Top 5 Reasons For Holiday ER Visits

Kristy Crowley - Dec 15, 2021

So, you’ve just started your clinical rotations and a major holiday is coming up. And it’s no secret that the holiday season corresponds with increased hospital visits.  As a medical student, this means one thing: it's time to prepare yourself for the ER

Here are five reasons why you may see an influx of patients this holiday season:

5. Overindulgence: While it’s common to joke about “stuffing ourselves silly” over the holidays, overindulgence is a serious problem and a common reason for ER visits in late December. Overeating is especially dangerous to those with hypertension or those who suffer from hyperglycemia. You can find up-to-date guidelines on treating hypertension here

4. Burns: From accidentally dropping boiling hot gravy to gripping hot pans without a potholder, there are plenty of increased risks for burns. Have the sterile dressing ready!

3. Food poisoning: Food-borne illnesses over the holidays are about as common as tryptophan-induced lethargy from too much turkey. So, get ready to see a plethora of patients with bacterial infection symptoms, including diarrhea, fever, nausea, vomiting, and stomach cramps. 

2. Knife injuries: Carving a turkey and slicing and dicing all of those vegetables involves a lot of knives.
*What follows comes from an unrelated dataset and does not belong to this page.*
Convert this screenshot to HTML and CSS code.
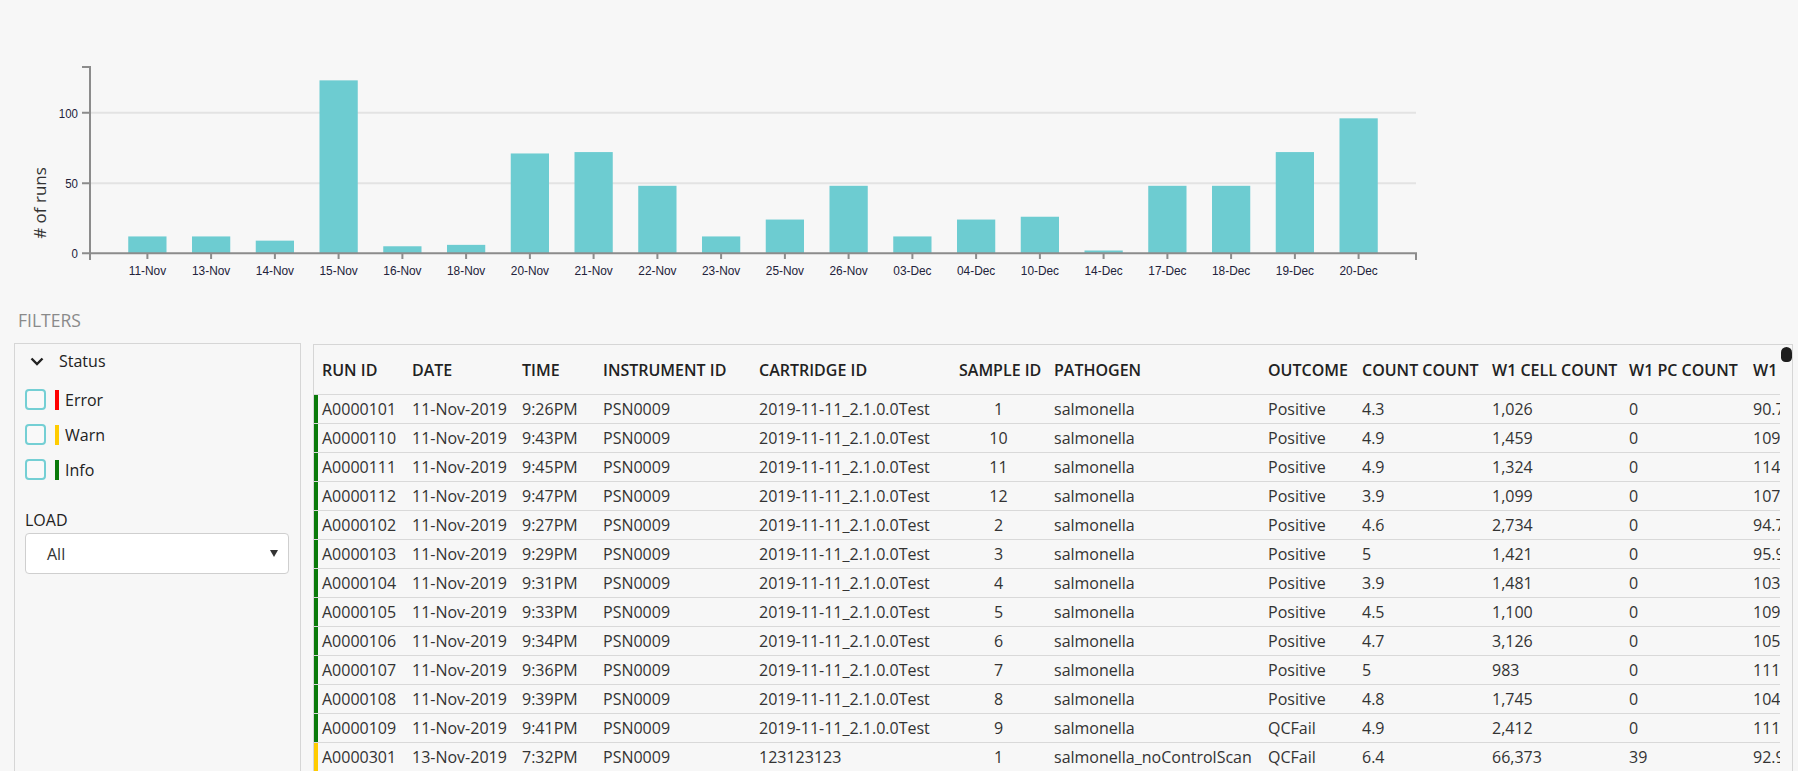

As a med student on rotations, be prepared to treat bludgeon injuries, which, according to the Center for Disease Control (CDC), account for one of the top reasons patients visit the ER over the holiday season.

1. Respiratory illness: The holiday season is associated with cold temperatures and social gatherings that drive people into relatively enclosed spaces. Unsurprisingly, all of this person-to-person contact makes it more likely for respiratory infections like coronavirus and influenza to spread.

Encourage your patients to practice good hygiene habits year-round. Furthermore, making a doctor’s appointment to receive the yearly influenza vaccine is never a bad idea. In November 2021 the FDA stated that all adults should receive an additional COVID-19 vaccine five months after their most recent dose.

Learn more about COVID-19 and the latest guidelines here. 

GO TO COVID-19 ARTICLE 

The holidays are a stressful time for many reasons and for people from all walks of life. The emergency department is an epicenter for all things during the holidays. If there’s a patient in need, there’s a physician with a team of professionals ready to help - you’re one of them! Happy holidays from the AMBOSS team.